Oggi la classifica delle notizie internazionali è dominata dagli incendi in California, quella delle notizie interne lo è dalle disparate beghe politiche e dalla cronaca, molto spesso dalla microcronaca, che è un eufemismo.

Che cosa ci dice, questa situazione?

Due cose.

La prima: il giornalismo (inteso primariamente come racconto di ciò che accade al mondo) ha un approccio alla simultaneità dell’accadere della realtà diverso. Sceglie, cioè, di produrre una classifica degli accadimenti che ne tenga conto (almeno in parte).

La seconda, più importante e all’origine della prima: la possibilità che ci è data di accedere al racconto del mondo attraverso fonti molteplici disponibili su internet e in particolare di accedere a fonti alternative ai media tradizionalmente chiamati “grandi”, ha innescato una decostruzione della gerarchia sulla base della quale da sempre eravamo abituati ad accettare (senza porci domande) che una notizia fosse più importante di un’altra.

Tale decostruzione (o messa in discussione) delle scalette tradizionali (o “storiche”) è stata innanzitutto promossa (forzata) dalle nostre esperienze individuali compiute sulle notizie, esperienze meccanicamente (digitalmente) registrabili attraverso i click, in buona sostanza attraverso la nostra frequentazione virtuale del mondo e la sua tracciabilità contabile.

I media che contano (da quelli pubblici a quelli privati di grande caratura) hanno capito che le abitudini della audience sono cambiate e stanno cercando (spesso goffamente) di adeguarsi.

Si spiega così il primo posto degli incendi in California a scapito della posizione data al deterioramento della situazione fra Gaza e Israele.

I media hanno cioè capito che la California brucia contemporaneamente con Israele e la Striscia e hanno deciso di dare la priorità alla prima.

Pensare che la California sia un fatto di cronaca (per quanto drammatico), mentre Gaza e Israele (il Medio Oriente) è un fatto politico e storico costituisce un approccio sbagliato per chi è interessato a capire la ridefinizione delle gerarchie.

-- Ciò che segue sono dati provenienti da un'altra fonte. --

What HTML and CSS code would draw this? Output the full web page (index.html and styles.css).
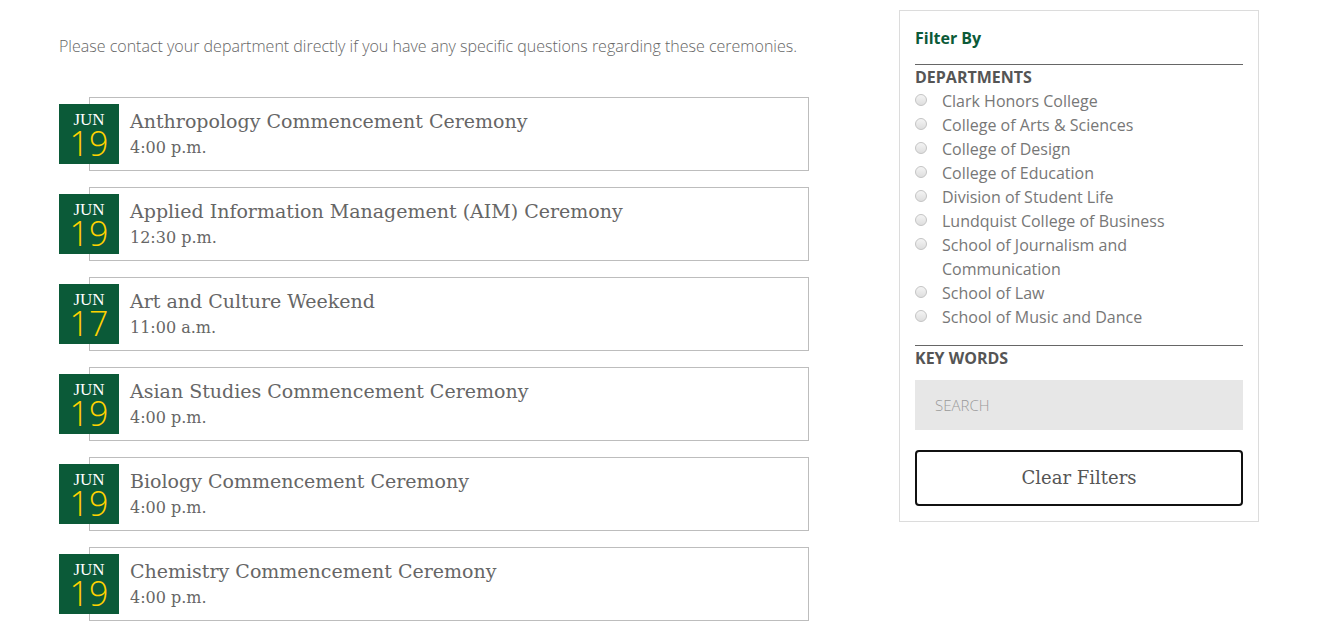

Sui social e sui diversi portali internet, gli incendi negli Stati Uniti vengono messi in relazione dagli utenti con il cambiamento climatico. Quindi in relazione a un fatto non soltanto storico, ma addirittura epocale. La renitenza del presidente Usa (e getta) Donald Trump a riconoscere le conseguenze di quest’ultimo, trasforma i roghi della California in un avvenimento addirittura politico.

La decostruzione della graduatoria (o gerarchia, di nuovo) delle news è il prodotto della nostra convinzione di essere ormai in contatto diretto con l’accadere del mondo.

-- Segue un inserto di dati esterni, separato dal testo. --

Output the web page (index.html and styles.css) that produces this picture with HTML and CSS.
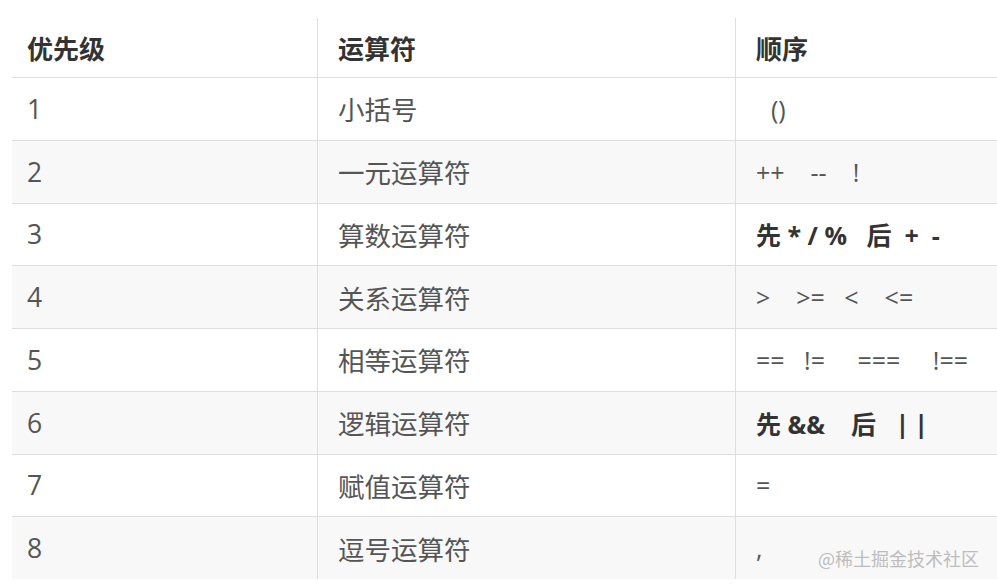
FILE: index.html
```html
<!DOCTYPE html>
<html lang="zh">
<head>
<meta charset="utf-8">
<title>运算符优先级</title>
<link rel="stylesheet" href="styles.css">
</head>
<body>
<div class="table">
  <div class="row head">
    <div class="cell">优先级</div>
    <div class="cell sep">运算符</div>
    <div class="cell sep">顺序</div>
  </div>
  <div class="row">
    <div class="cell">1</div>
    <div class="cell sep">小括号</div>
    <div class="cell sep op"><span class="paren">()</span></div>
  </div>
  <div class="row alt">
    <div class="cell">2</div>
    <div class="cell sep">一元运算符</div>
    <div class="cell sep op">++    --    !</div>
  </div>
  <div class="row">
    <div class="cell">3</div>
    <div class="cell sep">算数运算符</div>
    <div class="cell sep op strong">先 * / %   后  +  -</div>
  </div>
  <div class="row alt">
    <div class="cell">4</div>
    <div class="cell sep">关系运算符</div>
    <div class="cell sep op">&gt;    &gt;=   &lt;    &lt;=</div>
  </div>
  <div class="row">
    <div class="cell">5</div>
    <div class="cell sep">相等运算符</div>
    <div class="cell sep op">==   !=     ===     !==</div>
  </div>
  <div class="row alt">
    <div class="cell">6</div>
    <div class="cell sep">逻辑运算符</div>
    <div class="cell sep op strong">先 &amp;&amp;    后   <span class="bars">||</span></div>
  </div>
  <div class="row">
    <div class="cell">7</div>
    <div class="cell sep">赋值运算符</div>
    <div class="cell sep op">=</div>
  </div>
  <div class="row alt last">
    <div class="cell">8</div>
    <div class="cell sep">逗号运算符</div>
    <div class="cell sep op">,</div>
  </div>
  <div class="watermark">@稀土掘金技术社区</div>
</div>
</body>
</html>
```

FILE: styles.css
```css
html, body {
  margin: 0;
  padding: 0;
  background: #ffffff;
}

body {
  font-family: "Open Sans", "Noto Sans CJK SC", sans-serif;
  color: #555555;
  overflow: hidden;
}

.table {
  position: relative;
  margin: 18px 0 0 12px;
  width: 1000px;
}

.row {
  display: grid;
  grid-template-columns: 305px 418px 1fr;
  height: 62.75px;
  box-sizing: border-box;
  border-bottom: 1px solid #dedede;
}

.row.head {
  height: 60px;
}

.row.alt {
  background: #f8f8f8;
}

.row.last {
  border-bottom: none;
  height: 62px;
}

.cell {
  display: flex;
  align-items: center;
  padding-left: 15px;
  font-size: 26.5px;
  white-space: pre;
}

.cell.sep {
  border-left: 1px solid #dedede;
  padding-left: 20px;
}

.head .cell {
  font-weight: bold;
  color: #333333;
  font-size: 26px;
}

.op {
  font-size: 25px;
  color: #555555;
}

.op.strong {
  font-weight: bold;
  font-size: 25px;
  color: #333333;
}

.paren {
  padding-left: 15px;
}

.bars {
  letter-spacing: 5px;
}

.watermark {
  position: absolute;
  left: 806px;
  top: 527px;
  font-family: "Noto Sans CJK SC", sans-serif;
  font-size: 18px;
  color: #bdbdbd;
}
```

Non è così, evidentemente. Siamo, invece, questo è vero, esposti a una molteplicità di fonti che raccontano ciò che al mondo accade.

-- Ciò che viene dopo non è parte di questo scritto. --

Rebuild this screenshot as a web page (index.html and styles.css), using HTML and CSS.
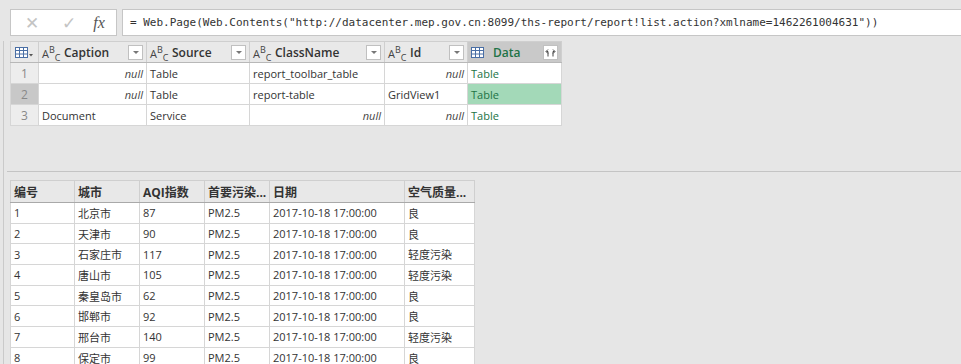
FILE: index.html
```html
<html>
<head>
  <meta charset="UTF-8">
  <title>Power Query</title>
  <link rel="stylesheet" href="styles.css">
</head>
<body>
  <div class="formula-bar">
    <div class="fx-box">
      <span class="fx-btn cancel">&#x2715;</span>
      <span class="fx-btn ok">&#x2713;</span>
      <span class="fx-btn fx">fx</span>
    </div>
    <div class="formula-input">= Web.Page(Web.Contents("http://datacenter.mep.gov.cn:8099/ths-report/report!list.action?xmlname=1462261004631"))</div>
  </div>

  <div class="workspace">
    <div class="query-pane">
      <table class="grid query">
        <colgroup>
          <col style="width:28px"><col style="width:108px"><col style="width:103px">
          <col style="width:135px"><col style="width:83px"><col style="width:94px">
        </colgroup>
        <thead>
          <tr>
            <th class="corner">
              <svg width="18" height="11" viewBox="0 0 18 11">
                <rect x="0.5" y="0.5" width="12" height="10" fill="#fff" stroke="#4a6fa5"/>
                <path d="M0.5 3.5H12.5M0.5 7H12.5M4.5 0.5V10.5M8.5 0.5V10.5" stroke="#4a6fa5" fill="none"/>
                <path d="M14 7h4l-2 2.5z" fill="#555"/>
              </svg>
            </th>
            <th><div class="hd"><span class="abc">A<sup>B</sup><sub>C</sub></span><span class="name">Caption</span><span class="drop"></span></div></th>
            <th><div class="hd"><span class="abc">A<sup>B</sup><sub>C</sub></span><span class="name">Source</span><span class="drop"></span></div></th>
            <th><div class="hd"><span class="abc">A<sup>B</sup><sub>C</sub></span><span class="name">ClassName</span><span class="drop"></span></div></th>
            <th><div class="hd"><span class="abc">A<sup>B</sup><sub>C</sub></span><span class="name">Id</span><span class="drop"></span></div></th>
            <th class="data-col">
              <div class="hd">
                <svg class="tbl-icon" width="13" height="11" viewBox="0 0 13 11">
                  <rect x="0.5" y="0.5" width="12" height="10" fill="#fff" stroke="#4a6fa5"/>
                  <path d="M0.5 3.5H12.5M0.5 7H12.5M4.5 0.5V10.5M8.5 0.5V10.5" stroke="#4a6fa5" fill="none"/>
                </svg>
                <span class="name">Data</span>
                <span class="expand">
                  <svg width="11" height="9" viewBox="0 0 11 9">
                    <path d="M3 8.5V3.5H1.5M3 1.5L1 3.5L3 5.5" stroke="#444" fill="none"/>
                    <path d="M8 8.5V3.5H9.5M8 1.5L10 3.5L8 5.5" stroke="#444" fill="none"/>
                  </svg>
                </span>
              </div>
            </th>
          </tr>
        </thead>
        <tbody>
          <tr>
            <td class="rn">1</td><td class="null">null</td><td>Table</td><td>report_toolbar_table</td><td class="null">null</td><td class="link">Table</td>
          </tr>
          <tr class="sel">
            <td class="rn">2</td><td class="null">null</td><td>Table</td><td>report-table</td><td>GridView1</td><td class="link active">Table</td>
          </tr>
          <tr>
            <td class="rn">3</td><td>Document</td><td>Service</td><td class="null">null</td><td class="null">null</td><td class="link">Table</td>
          </tr>
        </tbody>
      </table>
    </div>

    <div class="result-pane">
      <table class="grid result">
        <colgroup>
          <col style="width:64px"><col style="width:65px"><col style="width:65px">
          <col style="width:65px"><col style="width:135px"><col style="width:70px">
        </colgroup>
        <thead>
          <tr><th>编号</th><th>城市</th><th>AQI指数</th><th>首要污染...</th><th>日期</th><th>空气质量...</th></tr>
        </thead>
        <tbody>
          <tr><td>1</td><td>北京市</td><td>87</td><td>PM2.5</td><td>2017-10-18 17:00:00</td><td>良</td></tr>
          <tr><td>2</td><td>天津市</td><td>90</td><td>PM2.5</td><td>2017-10-18 17:00:00</td><td>良</td></tr>
          <tr><td>3</td><td>石家庄市</td><td>117</td><td>PM2.5</td><td>2017-10-18 17:00:00</td><td>轻度污染</td></tr>
          <tr><td>4</td><td>唐山市</td><td>105</td><td>PM2.5</td><td>2017-10-18 17:00:00</td><td>轻度污染</td></tr>
          <tr><td>5</td><td>秦皇岛市</td><td>62</td><td>PM2.5</td><td>2017-10-18 17:00:00</td><td>良</td></tr>
          <tr><td>6</td><td>邯郸市</td><td>92</td><td>PM2.5</td><td>2017-10-18 17:00:00</td><td>良</td></tr>
          <tr><td>7</td><td>邢台市</td><td>140</td><td>PM2.5</td><td>2017-10-18 17:00:00</td><td>轻度污染</td></tr>
          <tr><td>8</td><td>保定市</td><td>99</td><td>PM2.5</td><td>2017-10-18 17:00:00</td><td>良</td></tr>
        </tbody>
      </table>
    </div>
  </div>
</body>
</html>
```

FILE: styles.css
```css
html, body {
  margin: 0;
  height: 100%;
  overflow: hidden;
}
body {
  background: #e6e6e6;
  font-family: "Open Sans", "Noto Sans CJK SC", sans-serif;
  font-size: 11px;
  color: #333;
}

/* formula bar */
.formula-bar {
  display: flex;
  gap: 5px;
  padding: 9px 0 0 10px;
  box-sizing: border-box;
  height: 41px;
}
.fx-box {
  width: 107px;
  height: 27px;
  box-sizing: border-box;
  background: #fff;
  border: 1px solid #c6c6c6;
  display: flex;
  align-items: center;
  padding-left: 4px;
}
.fx-btn {
  width: 34px;
  text-align: center;
  color: #c4c4c4;
  font-family: "DejaVu Sans", sans-serif;
  font-size: 17px;
}
.fx-btn.ok {
  width: 40px;
}
.fx-btn.fx {
  width: 20px;
  color: #555;
  font-family: "Liberation Serif", serif;
  font-style: italic;
  font-size: 16px;
}
.formula-input {
  flex: 1;
  height: 27px;
  box-sizing: border-box;
  background: #fff;
  border: 1px solid #c6c6c6;
  border-right: 0;
  padding-left: 7px;
  line-height: 25px;
  font-family: "DejaVu Sans Mono", monospace;
  font-size: 11px;
  color: #333;
  white-space: nowrap;
}

/* panes */
.workspace {
  margin-left: 3px;
  border-left: 1px solid #cacaca;
  height: 323px;
}
.query-pane {
  height: 130px;
  padding-left: 6px;
}
.result-pane {
  margin-left: 3px;
  border-top: 1px solid #c4c4c4;
  padding: 8px 0 0 3px;
}

/* grids */
.grid {
  border-collapse: collapse;
  table-layout: fixed;
  background: #fff;
  font-family: "Open Sans", "Noto Sans CJK SC", sans-serif;
  font-size: 11px;
  color: #333;
}
.grid.query {
  width: 551px;
}
.grid.result {
  width: 464px;
}
.grid th, .grid td {
  border: 1px solid #d6d6d6;
  padding: 0 3px;
  white-space: nowrap;
  overflow: hidden;
  text-align: left;
  font-size: 11px;
}
.query th {
  height: 20px;
  background: #e9e9e9;
  border-color: #cfcfcf;
  border-bottom-color: #b8b8b8;
  font-weight: 600;
  font-size: 12px;
  color: #333;
}
.query td {
  height: 21px;
}
.query th.corner {
  padding: 0 0 0 4px;
}
.hd {
  display: flex;
  align-items: center;
  height: 20px;
}
.abc {
  font-size: 11px;
  font-weight: 400;
  color: #444;
  width: 22px;
  line-height: 1;
  position: relative;
  top: 1px;
  white-space: nowrap;
}
.abc sup, .abc sub {
  font-size: 9px;
}
.abc sup {
  vertical-align: 5px;
}
.abc sub {
  vertical-align: -3px;
}
.hd .name {
  flex: 1;
}
.drop {
  width: 13px;
  height: 13px;
  border: 1px solid #c0c0c0;
  background: #fff;
  position: relative;
}
.drop::after {
  content: "";
  position: absolute;
  left: 4px;
  top: 5px;
  border-left: 3px solid transparent;
  border-right: 3px solid transparent;
  border-top: 3px solid #777;
}
.query th.data-col {
  background: #c9c9c9;
  color: #217346;
}
.tbl-icon {
  margin-right: 9px;
}
.expand {
  width: 15px;
  height: 15px;
  background: #fff;
  border: 1px solid #c0c0c0;
  box-sizing: border-box;
  display: flex;
  align-items: center;
  justify-content: center;
}
.query td.rn {
  background: #ededed;
  color: #888;
  text-align: center;
  font-size: 12px;
  padding: 0;
}
.query tr.sel td.rn {
  background: #c8c8c8;
}
.query td.null {
  text-align: right;
  font-style: italic;
  color: #444;
}
.query td.link {
  color: #217346;
}
.query td.link.active {
  background: #a3d9b8;
}

.result th {
  height: 22px;
  background: #e8e8e8;
  border-color: #cfcfcf;
  border-bottom: 1px solid #a9a9a9;
  font-weight: 700;
  font-size: 12px;
  color: #333;
}
.result td {
  height: 20.7px;
}
```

Questo non significa, tuttavia, essere testimoni della realtà osservata nel suo farsi: ci piace però consegnarci a questa illusione. Perché ci autorizza a credere che i nostri commenti, affidati alla rete, siano importanti, possano smuovere qualcosa, lascino almeno il nostro nome scritto sulla panchina o sul tronco d’albero della Storia: “Io c’ero”.

Il punto critico è tuttavia questo: la decostruzione della gerarchia delle notizie (della tradizionale scaletta dei giornali e dei telegiornali) ha condotto a una nuova gerarchia.

Quella dei social è costruita in funzione delle nostre frequentazioni digitali quotidiane, quindi asservita al nostro compiacimento o incaricata di produrlo.

Quella dei media tradizionali è invece soltanto una gerarchia alternativa: prende forma in funzione dei click ottenuti dalle notizie in prima pagina sui social con lo scopo (unico) di perlomeno emularne la quantità.

Su entrambi i fronti non assistiamo a un’evoluzione (o a una rivoluzione): è un adeguamento. Una furbata.

Diverso sarebbe un racconto del mondo capace, con le parole, le immagini e l’impaginazione, di per davvero suggerire come nella realtà tutto accada nello stesso istante.

Capace, anzi (sarebbe il massimo), di mettere in relazione questo vorticoso accadere, di manifestare la trama di ciò che facciamo vivendo.

Un imbianchino che copre i graffiti su un palazzo di Atene. Mentre la California brucia. Mentre il sud di Israele anche. Mentre la Striscia di Gaza pure, come sempre.